New Reform council abolishes flood committee

A newly elected Reform UK council has abolished a flooding committee, despite other parties calling for it to be saved.
Lincolnshire County Council's Flood and Water Management Scrutiny Committee was axed by the party which took control of the authority in this month's elections.
The new administration said the change would save money and simplify the council without harming efforts to fight flooding.
Labour group leader councillor Karen Lee described the change as "reckless, foolhardy and wrong".
According to the Local Democracy Reporting Service, the closed committee allowed councillors to hold bodies like Anglian Water, the Environment Agency and Internal Drainage Boards to account.

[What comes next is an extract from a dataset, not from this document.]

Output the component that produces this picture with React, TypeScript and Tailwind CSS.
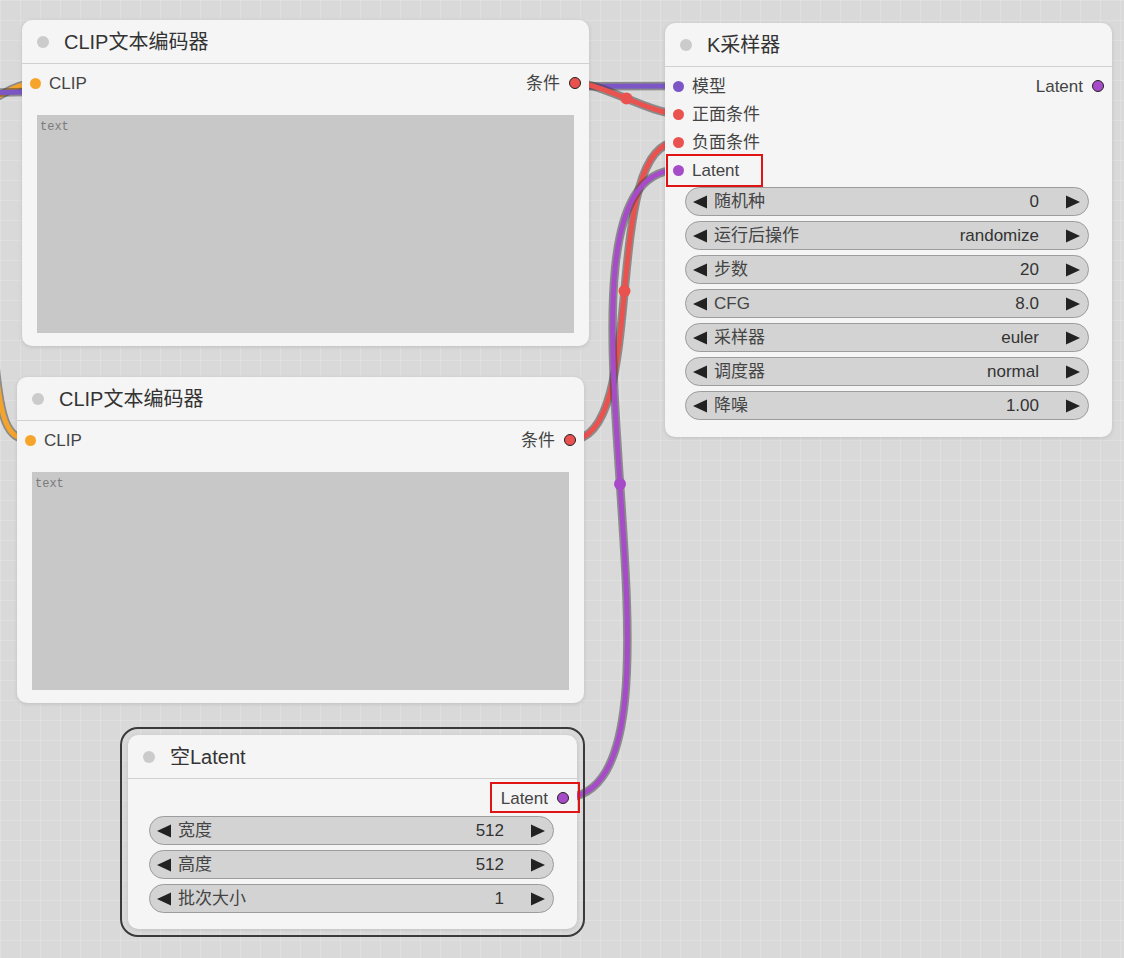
import type { ReactNode } from 'react';

const FONT = "font-['Liberation_Sans','Noto_Sans_CJK_SC',sans-serif]";

/* 节点外框 */
function Node({ className, title, children }: { className: string; title: string; children: ReactNode }) {
  return (
    <div className={`absolute rounded-[10px] bg-[#f5f5f5] shadow-[0_1px_4px_rgba(0,0,0,0.12)] ${className}`}>
      <div className="flex h-[44px] items-center border-b border-[#d0d0d0] pl-[15px]">
        <span className="h-[12px] w-[12px] rounded-full bg-[#cbcbcb]" />
        <span className="ml-[15px] text-[20px] leading-none text-[#333]">{title}</span>
      </div>
      {children}
    </div>
  );
}

function InSlot({ color, label }: { color: string; label: string }) {
  return (
    <div className="flex h-[28px] items-center pl-[8px]">
      <span className={`h-[11px] w-[11px] rounded-full ${color}`} />
      <span className="ml-[8px] text-[17px] leading-none text-[#444]">{label}</span>
    </div>
  );
}

function OutSlot({ color, label }: { color: string; label: string }) {
  return (
    <div className="flex h-[28px] items-center justify-end pr-[8px]">
      <span className="mr-[9px] text-[17px] leading-none text-[#444]">{label}</span>
      <span className={`h-[12px] w-[12px] rounded-full border border-[#222] ${color}`} />
    </div>
  );
}

function Arrow({ dir }: { dir: 'l' | 'r' }) {
  return (
    <svg width="14" height="14" viewBox="0 0 14 14" className="shrink-0">
      <polygon points={dir === 'l' ? '14,0.5 14,13.5 0,7' : '0,0.5 0,13.5 14,7'} fill="#222" />
    </svg>
  );
}

function Widget({ label, value }: { label: string; value: string }) {
  return (
    <div className="flex h-[29px] items-center rounded-full border border-[#9c9c9c] bg-[#d3d3d3] pl-[7px] pr-[8px]">
      <Arrow dir="l" />
      <span className="ml-[7px] flex-1 text-[17px] leading-none text-[#444]">{label}</span>
      <span className="text-[17px] leading-none text-[#333]">{value}</span>
      <span className="ml-[27px]">
        <Arrow dir="r" />
      </span>
    </div>
  );
}

function TextBox() {
  return (
    <div className="mx-[15px] mt-[18px] h-[218px] bg-[#c8c8c8] pl-[3px] pt-[4px] font-['Liberation_Mono',monospace] text-[12px] leading-[16px] text-[#7a7a7a]">
      text
    </div>
  );
}

/* 连线：深色描边 + 彩色线芯 */
function Wire({ d, color }: { d: string; color: string }) {
  return (
    <g>
      <path d={d} fill="none" stroke="#3c3c3c" strokeOpacity="0.5" strokeWidth="8.5" />
      <path d={d} fill="none" stroke={color} strokeWidth="5" />
    </g>
  );
}

export default function App() {
  const purple = '#7d56c6';
  const red = '#e9524f';
  const orange = '#f4a42c';
  const latent = '#a64cc8';

  return (
    <div
      className={`relative h-[958px] w-[1124px] overflow-hidden bg-[#d9d9d9] bg-[linear-gradient(to_right,rgba(255,255,255,0.16)_1px,transparent_1px),linear-gradient(to_bottom,rgba(255,255,255,0.16)_1px,transparent_1px)] bg-[size:20px_20px] ${FONT}`}
    >
      {/* 连线层 */}
      <svg className="absolute inset-0" width="1124" height="958">
        <Wire d="M -60 124 C -20 114, 8 83, 35 83" color={orange} />
        <Wire d="M -80 94 C 120 90, 380 86, 678 86" color={purple} />
        <Wire d="M -6 350 C 0 420, 6 440, 31 440" color={orange} />
        <Wire d="M 575 83 C 602 83, 651 114, 678 114" color={red} />
        <Wire d="M 571 440 C 650 440, 599 142, 678 142" color={red} />
        <Wire d="M 562 798 C 721 798, 519 170, 678 170" color={latent} />
        <circle cx="626.5" cy="98.5" r="6" fill={red} />
        <circle cx="624.5" cy="291" r="6" fill={red} />
        <circle cx="620" cy="484" r="6" fill={latent} />
      </svg>

      {/* CLIP文本编码器 1 */}
      <Node className="left-[22px] top-[20px] h-[326px] w-[567px]" title="CLIP文本编码器">
        <div className="pt-[5px]">
          <div className="relative h-[28px]">
            <div className="absolute inset-0">
              <InSlot color="bg-[#f7a52a]" label="CLIP" />
            </div>
            <div className="absolute inset-0">
              <OutSlot color="bg-[#e9524f]" label="条件" />
            </div>
          </div>
        </div>
        <TextBox />
      </Node>

      {/* CLIP文本编码器 2 */}
      <Node className="left-[17px] top-[377px] h-[326px] w-[567px]" title="CLIP文本编码器">
        <div className="pt-[5px]">
          <div className="relative h-[28px]">
            <div className="absolute inset-0">
              <InSlot color="bg-[#f7a52a]" label="CLIP" />
            </div>
            <div className="absolute inset-0">
              <OutSlot color="bg-[#e9524f]" label="条件" />
            </div>
          </div>
        </div>
        <TextBox />
      </Node>

      {/* K采样器 */}
      <Node className="left-[665px] top-[23px] h-[414px] w-[447px]" title="K采样器">
        <div className="relative pt-[5px]">
          <InSlot color="bg-[#7d56c6]" label="模型" />
          <InSlot color="bg-[#e9524f]" label="正面条件" />
          <InSlot color="bg-[#e9524f]" label="负面条件" />
          <InSlot color="bg-[#a64cc8]" label="Latent" />
          <div className="absolute left-0 right-0 top-[5px]">
            <OutSlot color="bg-[#a64cc8]" label="Latent" />
          </div>
        </div>
        <div className="mt-[3px] flex flex-col gap-[5px] pl-[20px] pr-[23px]">
          <Widget label="随机种" value="0" />
          <Widget label="运行后操作" value="randomize" />
          <Widget label="步数" value="20" />
          <Widget label="CFG" value="8.0" />
          <Widget label="采样器" value="euler" />
          <Widget label="调度器" value="normal" />
          <Widget label="降噪" value="1.00" />
        </div>
      </Node>

      {/* 空Latent 选中外框 */}
      <div className="absolute left-[120px] top-[727px] h-[210px] w-[465px] rounded-[18px] border-2 border-[#3a3a3a]" />
      <Node className="left-[128px] top-[735px] h-[194px] w-[449px]" title="空Latent">
        <div className="pt-[5px]">
          <OutSlot color="bg-[#a64cc8]" label="Latent" />
        </div>
        <div className="mt-[4px] flex flex-col gap-[5px] pl-[21px] pr-[23px]">
          <Widget label="宽度" value="512" />
          <Widget label="高度" value="512" />
          <Widget label="批次大小" value="1" />
        </div>
      </Node>

      {/* 标注框 */}
      <div className="absolute left-[666px] top-[154px] h-[33px] w-[97px] border-2 border-[#e01414]" />
      <div className="absolute left-[490px] top-[782px] h-[31px] w-[90px] border-2 border-[#e01414]" />
    </div>
  );
}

Flooding will now sit within the Environment Committee, which already deals with issues such as waste and pollution, and those groups would not automatically be invited.
It will now meet eight times per year instead of four.
New leader Sean Matthews promised the new administration would work "longer and harder on flooding than ever before."
"Whether you think it's man-made or a natural cycle of events, we won't neglect flooding," he said.
"We were elected on a mandate of reducing waste and simplifying the council, and this will do that."
'Silence voices'
Lincolnshire suffered some of the worst flooding in its history during from deluges in Storm Babet and Henk, along with fresh flooding in January.
Councillor Ian Carrington, from the Conservative opposition, said: "Flooding isn't just about technical solutions, it requires a web of complex relationships to work better. Those are forged and sustained in this committee.
"Abolishing it will reduce co-operation and silence voices which should be heard."
An amendment to stop the change was defeated, with all Reform members against and all opposition councillors voting in favour.